Repeat the records below exactly, leaving out every picture.

Start of DATA RECORDS

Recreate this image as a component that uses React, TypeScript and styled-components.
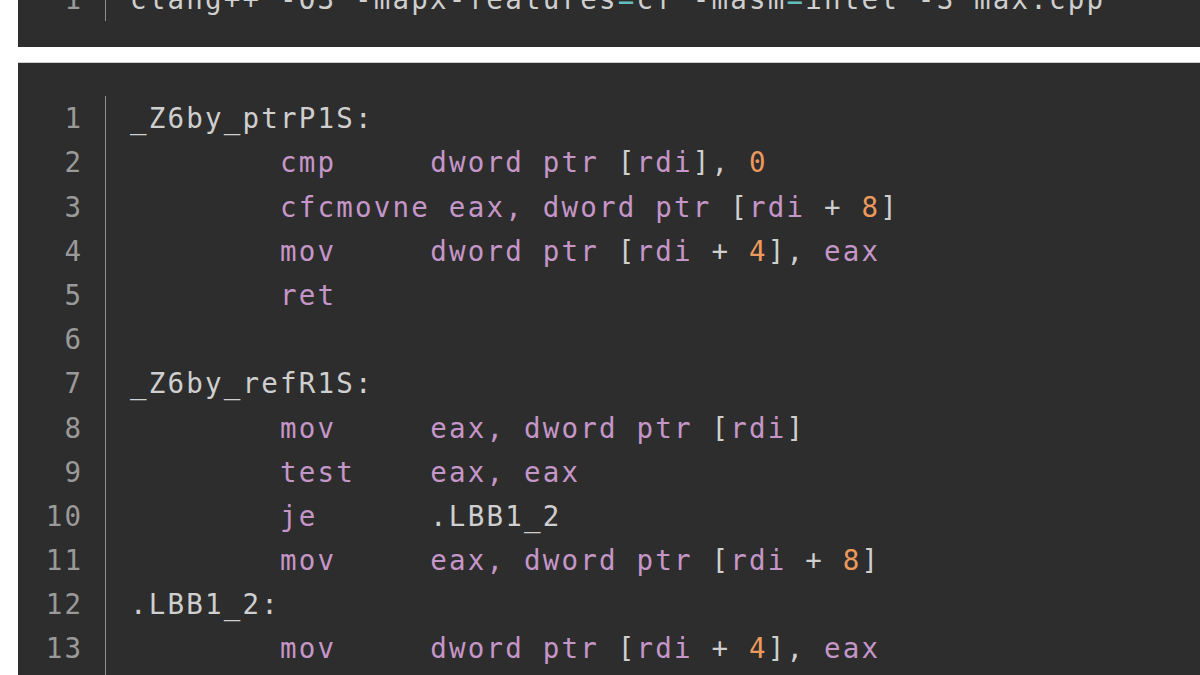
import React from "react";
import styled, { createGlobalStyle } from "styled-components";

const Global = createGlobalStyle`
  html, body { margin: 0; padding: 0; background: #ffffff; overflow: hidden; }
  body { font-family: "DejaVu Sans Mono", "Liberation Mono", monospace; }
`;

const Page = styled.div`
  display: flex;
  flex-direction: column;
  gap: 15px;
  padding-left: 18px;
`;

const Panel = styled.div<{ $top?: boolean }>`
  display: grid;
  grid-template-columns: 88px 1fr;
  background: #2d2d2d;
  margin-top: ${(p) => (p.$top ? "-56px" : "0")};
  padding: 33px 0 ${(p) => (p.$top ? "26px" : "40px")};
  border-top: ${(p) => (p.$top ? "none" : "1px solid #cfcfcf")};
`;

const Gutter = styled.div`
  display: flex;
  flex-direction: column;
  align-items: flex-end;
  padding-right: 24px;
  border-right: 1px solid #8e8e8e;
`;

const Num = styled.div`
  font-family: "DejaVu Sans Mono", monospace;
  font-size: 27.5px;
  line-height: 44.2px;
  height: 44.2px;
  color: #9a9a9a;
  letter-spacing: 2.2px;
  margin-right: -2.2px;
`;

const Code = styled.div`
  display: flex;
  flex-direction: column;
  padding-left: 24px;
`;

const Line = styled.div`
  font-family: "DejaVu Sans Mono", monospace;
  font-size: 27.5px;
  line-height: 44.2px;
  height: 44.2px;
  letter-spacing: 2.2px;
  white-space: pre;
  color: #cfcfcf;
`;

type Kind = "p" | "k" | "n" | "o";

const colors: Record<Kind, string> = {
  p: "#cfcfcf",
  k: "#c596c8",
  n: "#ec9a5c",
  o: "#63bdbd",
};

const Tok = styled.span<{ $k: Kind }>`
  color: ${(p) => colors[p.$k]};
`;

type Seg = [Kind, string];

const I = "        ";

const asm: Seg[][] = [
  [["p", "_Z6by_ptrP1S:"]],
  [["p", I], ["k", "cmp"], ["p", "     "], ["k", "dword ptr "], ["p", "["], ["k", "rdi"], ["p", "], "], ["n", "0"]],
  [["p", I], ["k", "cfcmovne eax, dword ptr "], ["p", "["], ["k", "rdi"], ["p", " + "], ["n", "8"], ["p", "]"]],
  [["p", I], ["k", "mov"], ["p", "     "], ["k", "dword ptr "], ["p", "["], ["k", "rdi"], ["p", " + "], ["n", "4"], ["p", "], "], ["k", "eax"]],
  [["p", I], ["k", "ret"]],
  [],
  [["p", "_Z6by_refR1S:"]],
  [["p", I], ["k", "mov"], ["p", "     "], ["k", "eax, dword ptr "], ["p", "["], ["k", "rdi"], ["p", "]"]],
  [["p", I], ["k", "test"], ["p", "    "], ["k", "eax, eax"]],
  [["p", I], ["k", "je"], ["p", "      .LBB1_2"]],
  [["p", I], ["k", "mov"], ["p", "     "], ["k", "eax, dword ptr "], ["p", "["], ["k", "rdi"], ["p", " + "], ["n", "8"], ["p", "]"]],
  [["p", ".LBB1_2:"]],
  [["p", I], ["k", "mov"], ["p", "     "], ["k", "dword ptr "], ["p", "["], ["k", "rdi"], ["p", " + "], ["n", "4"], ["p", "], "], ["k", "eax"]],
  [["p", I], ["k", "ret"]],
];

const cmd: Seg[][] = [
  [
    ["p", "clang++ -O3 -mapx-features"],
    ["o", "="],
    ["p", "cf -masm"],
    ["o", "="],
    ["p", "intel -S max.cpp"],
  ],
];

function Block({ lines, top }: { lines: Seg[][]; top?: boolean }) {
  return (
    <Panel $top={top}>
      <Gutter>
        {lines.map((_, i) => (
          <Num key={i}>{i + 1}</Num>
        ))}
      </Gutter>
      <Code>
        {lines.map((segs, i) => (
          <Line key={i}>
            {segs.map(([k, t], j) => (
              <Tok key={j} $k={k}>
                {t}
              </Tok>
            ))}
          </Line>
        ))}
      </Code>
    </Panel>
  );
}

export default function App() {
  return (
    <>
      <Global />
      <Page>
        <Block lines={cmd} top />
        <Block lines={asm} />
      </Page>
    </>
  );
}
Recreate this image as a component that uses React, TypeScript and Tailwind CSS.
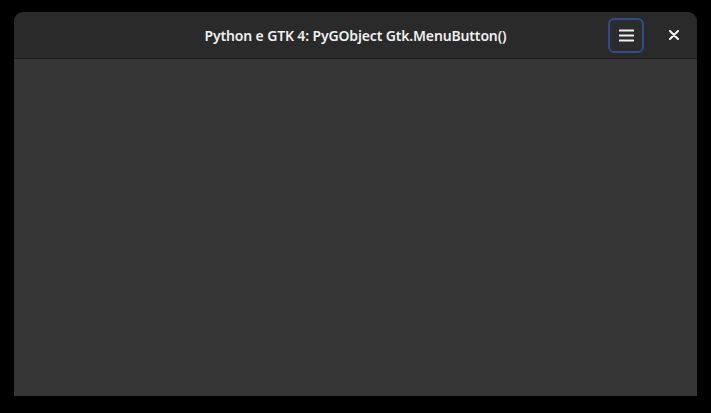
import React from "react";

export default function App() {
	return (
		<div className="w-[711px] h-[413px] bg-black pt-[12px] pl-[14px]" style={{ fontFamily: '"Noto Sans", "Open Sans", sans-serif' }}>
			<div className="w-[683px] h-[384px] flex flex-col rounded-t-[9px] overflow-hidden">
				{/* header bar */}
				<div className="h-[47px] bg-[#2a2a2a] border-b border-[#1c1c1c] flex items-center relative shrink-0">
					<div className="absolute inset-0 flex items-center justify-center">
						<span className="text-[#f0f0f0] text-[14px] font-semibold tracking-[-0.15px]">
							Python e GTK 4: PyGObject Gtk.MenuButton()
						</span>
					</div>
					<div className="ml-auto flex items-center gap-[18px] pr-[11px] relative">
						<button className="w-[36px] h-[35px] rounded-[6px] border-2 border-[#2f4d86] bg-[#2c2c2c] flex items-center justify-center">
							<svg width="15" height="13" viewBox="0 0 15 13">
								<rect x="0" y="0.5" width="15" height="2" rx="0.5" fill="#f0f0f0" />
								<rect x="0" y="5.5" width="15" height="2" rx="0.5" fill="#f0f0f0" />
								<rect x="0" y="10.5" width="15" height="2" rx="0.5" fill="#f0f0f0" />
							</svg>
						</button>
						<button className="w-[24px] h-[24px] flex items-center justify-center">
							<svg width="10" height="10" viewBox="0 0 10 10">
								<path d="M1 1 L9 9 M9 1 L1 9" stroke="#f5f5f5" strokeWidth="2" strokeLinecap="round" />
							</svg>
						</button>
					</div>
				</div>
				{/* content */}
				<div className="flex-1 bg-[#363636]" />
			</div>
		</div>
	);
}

End of DATA RECORDS

RESPONSE FOR THIS EXERCISE:
Recreate this image as a component that uses React, TypeScript and styled-components.
import React from "react";
import styled, { createGlobalStyle } from "styled-components";

const Global = createGlobalStyle`
  html, body { margin: 0; padding: 0; background: #ffffff; overflow: hidden; }
  body { font-family: "DejaVu Sans Mono", "Liberation Mono", monospace; }
`;

const Page = styled.div`
  display: flex;
  flex-direction: column;
  gap: 15px;
  padding-left: 18px;
`;

const Panel = styled.div<{ $top?: boolean }>`
  display: grid;
  grid-template-columns: 88px 1fr;
  background: #2d2d2d;
  margin-top: ${(p) => (p.$top ? "-56px" : "0")};
  padding: 33px 0 ${(p) => (p.$top ? "26px" : "40px")};
  border-top: ${(p) => (p.$top ? "none" : "1px solid #cfcfcf")};
`;

const Gutter = styled.div`
  display: flex;
  flex-direction: column;
  align-items: flex-end;
  padding-right: 24px;
  border-right: 1px solid #8e8e8e;
`;

const Num = styled.div`
  font-family: "DejaVu Sans Mono", monospace;
  font-size: 27.5px;
  line-height: 44.2px;
  height: 44.2px;
  color: #9a9a9a;
  letter-spacing: 2.2px;
  margin-right: -2.2px;
`;

const Code = styled.div`
  display: flex;
  flex-direction: column;
  padding-left: 24px;
`;

const Line = styled.div`
  font-family: "DejaVu Sans Mono", monospace;
  font-size: 27.5px;
  line-height: 44.2px;
  height: 44.2px;
  letter-spacing: 2.2px;
  white-space: pre;
  color: #cfcfcf;
`;

type Kind = "p" | "k" | "n" | "o";

const colors: Record<Kind, string> = {
  p: "#cfcfcf",
  k: "#c596c8",
  n: "#ec9a5c",
  o: "#63bdbd",
};

const Tok = styled.span<{ $k: Kind }>`
  color: ${(p) => colors[p.$k]};
`;

type Seg = [Kind, string];

const I = "        ";

const asm: Seg[][] = [
  [["p", "_Z6by_ptrP1S:"]],
  [["p", I], ["k", "cmp"], ["p", "     "], ["k", "dword ptr "], ["p", "["], ["k", "rdi"], ["p", "], "], ["n", "0"]],
  [["p", I], ["k", "cfcmovne eax, dword ptr "], ["p", "["], ["k", "rdi"], ["p", " + "], ["n", "8"], ["p", "]"]],
  [["p", I], ["k", "mov"], ["p", "     "], ["k", "dword ptr "], ["p", "["], ["k", "rdi"], ["p", " + "], ["n", "4"], ["p", "], "], ["k", "eax"]],
  [["p", I], ["k", "ret"]],
  [],
  [["p", "_Z6by_refR1S:"]],
  [["p", I], ["k", "mov"], ["p", "     "], ["k", "eax, dword ptr "], ["p", "["], ["k", "rdi"], ["p", "]"]],
  [["p", I], ["k", "test"], ["p", "    "], ["k", "eax, eax"]],
  [["p", I], ["k", "je"], ["p", "      .LBB1_2"]],
  [["p", I], ["k", "mov"], ["p", "     "], ["k", "eax, dword ptr "], ["p", "["], ["k", "rdi"], ["p", " + "], ["n", "8"], ["p", "]"]],
  [["p", ".LBB1_2:"]],
  [["p", I], ["k", "mov"], ["p", "     "], ["k", "dword ptr "], ["p", "["], ["k", "rdi"], ["p", " + "], ["n", "4"], ["p", "], "], ["k", "eax"]],
  [["p", I], ["k", "ret"]],
];

const cmd: Seg[][] = [
  [
    ["p", "clang++ -O3 -mapx-features"],
    ["o", "="],
    ["p", "cf -masm"],
    ["o", "="],
    ["p", "intel -S max.cpp"],
  ],
];

function Block({ lines, top }: { lines: Seg[][]; top?: boolean }) {
  return (
    <Panel $top={top}>
      <Gutter>
        {lines.map((_, i) => (
          <Num key={i}>{i + 1}</Num>
        ))}
      </Gutter>
      <Code>
        {lines.map((segs, i) => (
          <Line key={i}>
            {segs.map(([k, t], j) => (
              <Tok key={j} $k={k}>
                {t}
              </Tok>
            ))}
          </Line>
        ))}
      </Code>
    </Panel>
  );
}

export default function App() {
  return (
    <>
      <Global />
      <Page>
        <Block lines={cmd} top />
        <Block lines={asm} />
      </Page>
    </>
  );
}
Recreate this image as a component that uses React, TypeScript and Tailwind CSS.
import React from "react";

export default function App() {
	return (
		<div className="w-[711px] h-[413px] bg-black pt-[12px] pl-[14px]" style={{ fontFamily: '"Noto Sans", "Open Sans", sans-serif' }}>
			<div className="w-[683px] h-[384px] flex flex-col rounded-t-[9px] overflow-hidden">
				{/* header bar */}
				<div className="h-[47px] bg-[#2a2a2a] border-b border-[#1c1c1c] flex items-center relative shrink-0">
					<div className="absolute inset-0 flex items-center justify-center">
						<span className="text-[#f0f0f0] text-[14px] font-semibold tracking-[-0.15px]">
							Python e GTK 4: PyGObject Gtk.MenuButton()
						</span>
					</div>
					<div className="ml-auto flex items-center gap-[18px] pr-[11px] relative">
						<button className="w-[36px] h-[35px] rounded-[6px] border-2 border-[#2f4d86] bg-[#2c2c2c] flex items-center justify-center">
							<svg width="15" height="13" viewBox="0 0 15 13">
								<rect x="0" y="0.5" width="15" height="2" rx="0.5" fill="#f0f0f0" />
								<rect x="0" y="5.5" width="15" height="2" rx="0.5" fill="#f0f0f0" />
								<rect x="0" y="10.5" width="15" height="2" rx="0.5" fill="#f0f0f0" />
							</svg>
						</button>
						<button className="w-[24px] h-[24px] flex items-center justify-center">
							<svg width="10" height="10" viewBox="0 0 10 10">
								<path d="M1 1 L9 9 M9 1 L1 9" stroke="#f5f5f5" strokeWidth="2" strokeLinecap="round" />
							</svg>
						</button>
					</div>
				</div>
				{/* content */}
				<div className="flex-1 bg-[#363636]" />
			</div>
		</div>
	);
}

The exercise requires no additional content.